How a shitty, buggy BIOS fried my CPU, without even overclocking it.
Last month (December 2015), I decided to upgrade my desktop and buy myself a 6700k, with 16GB of DDR4 memory.
Having a micro ATX case, I didn't have much choice of motherboards, it was either the ASUS Maximus VIII Gene, some Asrock, and the Gigabyte Z170MX Gaming 5. Despite having had issues with a crappy ASUS BIOS in the past, I decided to give them another chance, because it seemed like a nice, stable motherboard, so I spent 250 euros on the Maximus VIII Gene.
Despite looking like gaming shit, the motherboard seemed very well built: ASUS is pretty good when it comes to hardware. I plug everything in, turn on the system and... nothing happens. Great.
I wait for a while, and 30 (THIRTY!) seconds later, it boots. I enter the BIOS setup, turn on CSM because I don't want to use a UEFI bootloader, turn on hardware virtualization (which for some reason is always disabled by default) and leave everything else to auto, because I'm not familiar with the platform yet and don't want to overclock it yet. F10, save settings and reboot.

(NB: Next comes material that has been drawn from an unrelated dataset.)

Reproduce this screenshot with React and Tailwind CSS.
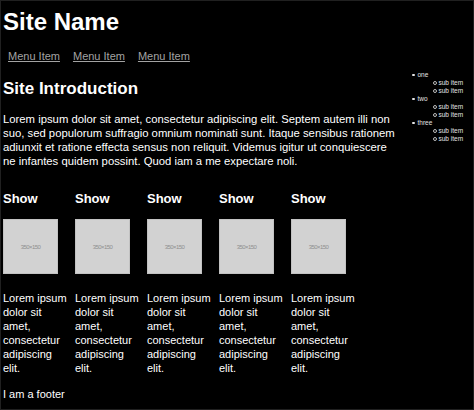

Again, nothing happens for 30 goddamn seconds. At this point I realized that this thing was taking 30 entire seconds just to POST, even with "Fast boot" turned on, so I tried updating the BIOS, but with no luck. I then looked up the issue online, and it turns out that by default it checks ALL the installed memory at boot. I shit you not, I haven't seen a computer that does that since the mid 90s. The option was also hidden between the memory latency settings, and was called "MCH Full Check", just to make sure you don't find it. I can't even imagine what the hell they were thinking. Oh wait, I know, they were too busy programming useless animations, different fades for the LEDs and doing marketing shit to actually write a proper BIOS. Again, F10, save and reboot, and this time it takes a reasonable 3-4 seconds to POST.
Everything works nicely after that, no issues at all, good temps and everything, until a few days ago, when the system crashes while encoding a video, which is very odd, considering it wasn't even overclocked. I rebooted, made sure it wasn't Windows or a driver issue, and restarted the encoding, this time while keeping an eye on the temperatures and the CPU voltage. A few minutes later, apps start crashing, the display starts glitching, and I get a blue screen of death saying UNEXPECTED_KERNEL_MODE_TRAP. I looked it up online and it seemed to be related to the CPU or the RAM, so I ran memtest for a few hours but it found no errors; then I ran Prime95, and got this interesting result: if I stressed the CPU and L2 cache, it worked fine, but when I used a lot of memory, the system would become unstable after a few minutes. And yet memtest kept saying the memory was fine. Strangely enough, nobody online seemed to have this same issue.
So at this point, I asked a friend who knows a bit about overclocking on this platform to see if he could help me figure out this problem. We entered the BIOS setup and here, the horror. By default, it had set the memory controller voltage to 1.5v instead of 1.2v. On fucking AUTO! Even after resetting the BIOS, it would still set it to 1.5v unless I set it manually to 1.2v.
This voltage is not high enough to fry the chip right away, but is definitely enough to cause damage over a few weeks to the memory controller and/or the RAM. Thankfully, the RAM I was using could take that voltage, too bad the memory controller couldn't, and on Intel systems, the memory controller is in the CPU. In other words, a bug in this stupid BIOS fried a brand new expensive CPU. What an absolute pile of fucking shit.
We set the voltage to 1.2v, but the damage was already done. Here's a funny video of the system freaking out while compressing a file:
Finally, I sent that shit back to Amazon to get a refund, and RMAd the dead CPU to Intel to get it replaced. Meanwhile I got myself a Gigabyte Z170MX Gaming 5, which hopefully will be less shit. I'll write an update as soon as I get the new CPU.
Lesson learnt, ASUS.
The new CPU is here, and it works beautifully. Surprisingly, the Gigabyte BIOS is actually pretty good (and it set the correct voltage).